Sometime around 1900 a pair of men in northern Augusta County apparently decided to partake in two of the latest fades of the time period — bicycles and photography. That’s just a guess of course, but we know both of those hobbies experienced nationwide and local popularity in that era. And, given the fact there are two bicycles in this photo and only one rider, an educated guess says the other rider was also the photographer.
The two-wheeled, one-person mechanical vehicle we call a bicycle today actually came on the scene in the early 1800s. Some say the contraption was invented in Germany and called a draisine. It was the French who came up with the word “bicycle” in the 1860s.
Early bicycles, however, were notoriously dangerous with their high front wheel, but were very popular in the 1870s and 1880s. By the 1890s, those high-wheeled bicycles were replaced by what became known as the “safety” bicycle, very similar to today’s bicycle. This bicycle, often also called a roadster, had equal sized pneumatic wheels for a more comfortable ride. A chain attached to the rear wheel allowed the bike to adjust to different grades through the use of gears. The front wheel was used for steering.
In the late 1890s and early 1900s, these bicycles became popular in the area. Staunton had at least two downtown stores where bicycles were sold. One, Humphrey & Co., bragged its inventory and selection were the largest in the Shenandoah Valley. Depending on what the purchaser was looking for, a bicycle cost between $25 and $50 (between about $800 and $1,500 in today’s money).
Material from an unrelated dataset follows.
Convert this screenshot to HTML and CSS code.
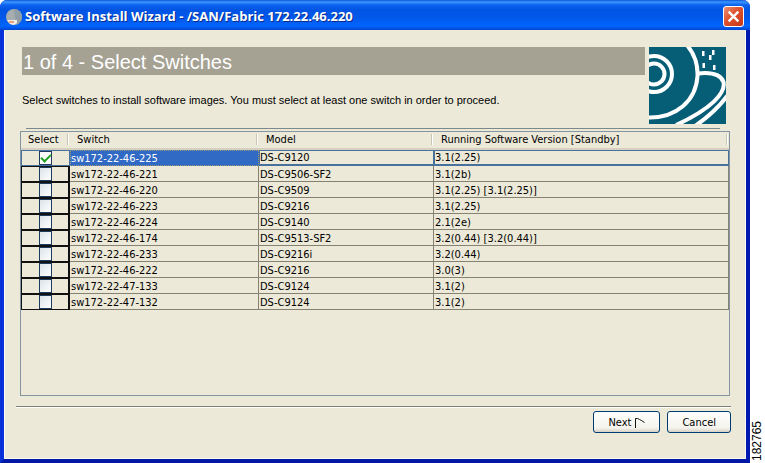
FILE: index.html
```html
<!DOCTYPE html>
<html lang="en">
<head>
<meta charset="utf-8">
<title>Software Install Wizard</title>
<link rel="stylesheet" href="styles.css">
</head>
<body>
<div class="window">
  <header class="titlebar">
    <svg class="app-icon" viewBox="0 0 16 16" aria-hidden="true">
      <circle cx="8" cy="8" r="8" fill="#a5adb0"/>
      <path d="M8 0a8 8 0 0 1 8 8c0 4-3 7-5 7.500L9 9Z" fill="#8f9da5"/>
      <path d="M1 11h10v3l-3 2-4-1Z" fill="#f4efe9"/>
      <path d="M3 12h5v2H3Z" fill="#e9a27c"/>
    </svg>
    <span class="title">Software Install Wizard - /SAN/Fabric 172.22.46.220</span>
    <button class="close" type="button" aria-label="Close">
      <svg viewBox="0 0 12 12" aria-hidden="true"><path d="M1.500 1.500l9 9M10.500 1.500l-9 9" stroke="#fff" stroke-width="2.200"/></svg>
    </button>
  </header>
  <main class="content">
    <div class="intro">
      <div class="intro-text">
        <h1>1 of 4 - Select Switches</h1>
        <p>Select switches to install software images. You must select at least one switch in order to proceed.</p>
      </div>
      <svg class="logo" viewBox="0 0 77 77" aria-hidden="true">
        <rect width="77" height="77" fill="#065d76"/>
        <g fill="none" stroke="#fff" stroke-width="4">
          <circle cx="5" cy="27" r="10.500"/>
          <circle cx="5" cy="27" r="18"/>
          <path d="M37-3C46 7 49 17 48.500 29C47 54 27 71 0 70.500"/>
          <path d="M49 26.500C63 25 72 28 74.500 35C77 46 62 62 27 78"/>
          <path d="M79 48C70 60 61 69 46 79"/>
        </g>
        <path d="M53 4h2.500v5H53ZM63 3h2.500v5H63ZM60 8h2.500v5H60ZM53.500 16H56v5h-2.500ZM64 18h2.500v5H64Z" fill="#fff"/>
      </svg>
    </div>
    <div class="rule"></div>
    <div class="list">
      <table>
        <colgroup><col class="c-select"><col class="c-switch"><col class="c-model"><col></colgroup>
        <thead>
          <tr><th scope="col">Select</th><th scope="col">Switch</th><th scope="col">Model</th><th scope="col">Running Software Version [Standby]</th></tr>
        </thead>
        <tbody>
          <tr class="selected"><td><input type="checkbox" aria-label="sw172-22-46-225" checked></td><td>sw172-22-46-225</td><td>DS-C9120</td><td>3.1(2.25)</td></tr>
          <tr><td><input type="checkbox" aria-label="sw172-22-46-221"></td><td>sw172-22-46-221</td><td>DS-C9506-SF2</td><td>3.1(2b)</td></tr>
          <tr><td><input type="checkbox" aria-label="sw172-22-46-220"></td><td>sw172-22-46-220</td><td>DS-C9509</td><td>3.1(2.25) [3.1(2.25)]</td></tr>
          <tr><td><input type="checkbox" aria-label="sw172-22-46-223"></td><td>sw172-22-46-223</td><td>DS-C9216</td><td>3.1(2.25)</td></tr>
          <tr><td><input type="checkbox" aria-label="sw172-22-46-224"></td><td>sw172-22-46-224</td><td>DS-C9140</td><td>2.1(2e)</td></tr>
          <tr><td><input type="checkbox" aria-label="sw172-22-46-174"></td><td>sw172-22-46-174</td><td>DS-C9513-SF2</td><td>3.2(0.44) [3.2(0.44)]</td></tr>
          <tr><td><input type="checkbox" aria-label="sw172-22-46-233"></td><td>sw172-22-46-233</td><td>DS-C9216i</td><td>3.2(0.44)</td></tr>
          <tr><td><input type="checkbox" aria-label="sw172-22-46-222"></td><td>sw172-22-46-222</td><td>DS-C9216</td><td>3.0(3)</td></tr>
          <tr><td><input type="checkbox" aria-label="sw172-22-47-133"></td><td>sw172-22-47-133</td><td>DS-C9124</td><td>3.1(2)</td></tr>
          <tr><td><input type="checkbox" aria-label="sw172-22-47-132"></td><td>sw172-22-47-132</td><td>DS-C9124</td><td>3.1(2)</td></tr>
        </tbody>
      </table>
    </div>
    <footer class="actions">
      <button class="btn" type="button">Next <svg viewBox="0 0 11 11" aria-hidden="true"><path d="M1.500 11V1.500h2l2 1 2 1 3 2" fill="none" stroke="#111"/></svg></button>
      <button class="btn" type="button">Cancel</button>
    </footer>
  </main>
</div>
<div class="figure-id">182765</div>
</body>
</html>
```
FILE: styles.css
```css
* { box-sizing: border-box; }

body {
  margin: 0;
  min-height: 100vh;
  display: flex;
  background: #fff;
  color: #000;
  font: 11px/15px "DejaVu Sans Condensed", "DejaVu Sans", sans-serif;
}

button { font: inherit; color: inherit; }

.window {
  flex: 1;
  min-width: 0;
  display: flex;
  flex-direction: column;
  background: #ece9d8;
  border: solid #0831d9;
  border-width: 0 4px 4px;
  border-color: #0026c4 #0019b0 #0019a5 #0831d9;
  border-radius: 7px 7px 0 0;
}

.titlebar {
  display: flex;
  align-items: center;
  gap: 3px;
  height: 30px;
  margin: 0 -4px;
  padding: 3px 6px 0;
  border-radius: 7px 7px 0 0;
  background: linear-gradient(#0a58d8 0, #3b95ff 2px, #0b62ee 5px, #0054e3 10px, #0058ea 18px, #0066ff 26px, #0046d0 30px);
  color: #fff;
}

.app-icon { width: 16px; height: 16px; }

.title {
  flex: 1;
  font-family: "Open Sans", sans-serif;
  font-size: 13px;
  font-weight: 700;
  text-shadow: 1px 1px #0a2a8c;
  white-space: nowrap;
}

.close {
  display: grid;
  place-items: center;
  width: 21px;
  height: 21px;
  padding: 0;
  border: 1px solid #fff;
  border-radius: 3px;
  background: linear-gradient(135deg, #ec9078, #e0502c 45%, #c53a18);
}

.close svg { width: 13px; height: 13px; }

.content {
  flex: 1;
  display: flex;
  flex-direction: column;
  padding: 17px 14px 25px 12px;
  border: 1px solid #f8fbf4;
  border-top: 0;
}

.intro {
  display: flex;
  gap: 4px;
  padding: 0 5px;
}

.intro-text { flex: 1; min-width: 0; }

h1 {
  margin: 0;
  height: 28px;
  padding-left: 1px;
  background: #a5a294;
  color: #fff;
  font: 20px/30px "Liberation Sans", Arial, sans-serif;
}

p {
  margin: 18px 0 0;
  font-family: "Liberation Sans", Arial, sans-serif;
}

.logo { width: 77px; height: 77px; }

.rule {
  margin: 4px 11px 2px 9px;
  border-top: 1px solid #7c8a8b;
}

.list {
  flex: 1;
  margin: 0 1px 10px 3px;
  border: 1px solid #8295a0;
}

table {
  width: 100%;
  table-layout: fixed;
  border-collapse: separate;
  border-spacing: 0;
}

.c-select { width: 49px; }
.c-switch { width: 189px; }
.c-model { width: 175px; }

th {
  position: relative;
  height: 18px;
  padding: 0 0 1px 7px;
  border-bottom: 2px solid #d5d0c0;
  font-weight: 400;
  text-align: left;
  white-space: nowrap;
}

th::after {
  content: "";
  position: absolute;
  top: 2px;
  right: 1px;
  width: 2px;
  height: 11px;
  background: linear-gradient(90deg, #c7c5b2 50%, #fff 50%);
}

td {
  height: 16px;
  padding: 2px 0 0 1px;
  border: solid #858274;
  border-width: 0 1px 1px 0;
  line-height: 13px;
  white-space: nowrap;
}

td:first-child {
  padding: 0;
  border: 1px solid #111;
  border-right-width: 2px;
  text-align: center;
}

.selected td {
  padding: 0;
  border: solid #49719e;
  border-width: 1px 1px 2px;
}

.selected td:first-child { border: 1px solid #49719e; }

.selected td:nth-child(2) {
  border: 1px dotted #9c9871;
  background: #316ac5;
  color: #fff;
}

input {
  appearance: none;
  display: block;
  width: 13px;
  height: 14px;
  margin: 0 auto;
  border: 1px solid #1c3b5e;
  background: linear-gradient(135deg, #dce3e8, #fff);
}

input:checked {
  background: #fff;
  display: grid;
  place-items: center;
}

input:checked::before {
  content: "";
  width: 8px;
  height: 4px;
  border: solid #21a121;
  border-width: 0 0 2px 2px;
  transform: translateY(-1px) rotate(-45deg);
}

.actions {
  display: flex;
  justify-content: flex-end;
  gap: 7px;
  padding-top: 4px;
  border-top: 1px solid #817e71;
  box-shadow: inset 0 1px #fff;
  margin-left: -1px;
}

.btn {
  display: flex;
  align-items: center;
  justify-content: center;
  gap: 3px;
  height: 22px;
  padding: 0 14px;
  border: 1px solid #003c74;
  border-radius: 3px;
  background: linear-gradient(#fff, #f4f3ec 80%, #d8d1c4);
}

.btn svg { width: 11px; height: 11px; }

.figure-id {
  width: 15px;
  padding-top: 2px;
  writing-mode: vertical-rl;
  transform: rotate(180deg);
  font: 12px/15px "Liberation Sans", Arial, sans-serif;
}
```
There’s one other interesting thing about this photograph. The cyclists have stopped at the popular Willow Spout, located on Route 11 near Fort Defiance. For several centuries, the spring here provided water to travelers and animals traversing the Great Wagon Road (now Route 11), one of the oldest roads in the Shenandoah Valley.
Legend has it that Samuel Harnsbarger, the proprietor of the Hanger Tavern seen in the background, planted a willow tree in the spring in 1848. Spring water flowed up and out of a spout driven into the side of the tree, and fell into the wooden trough.
The Great Wagon Road was renamed the Valley Pike in the 1830s when a private company straightened and macadamized the road and began charging tolls. Toll booths were erected approximately five miles apart. A toll booth was located here at the watering trough. Turnpikes received their names because a “pike” (a long tree branch) was stretched across the road and turned out of the way to allow traffic to pass once the toll was paid. Hence the word “turnpike” became synonymous with toll roads.
Route 11 became toll free in 1918, turning into a free, public, state-maintained road on August 31, 1918. The Willow Spout remains today, although a storm late in the 20th century took down the willow tree. Visitors, either driving a car or pedaling a bicycle, can still see water spilling into the trough and can stop and read the historical highway marker next to it.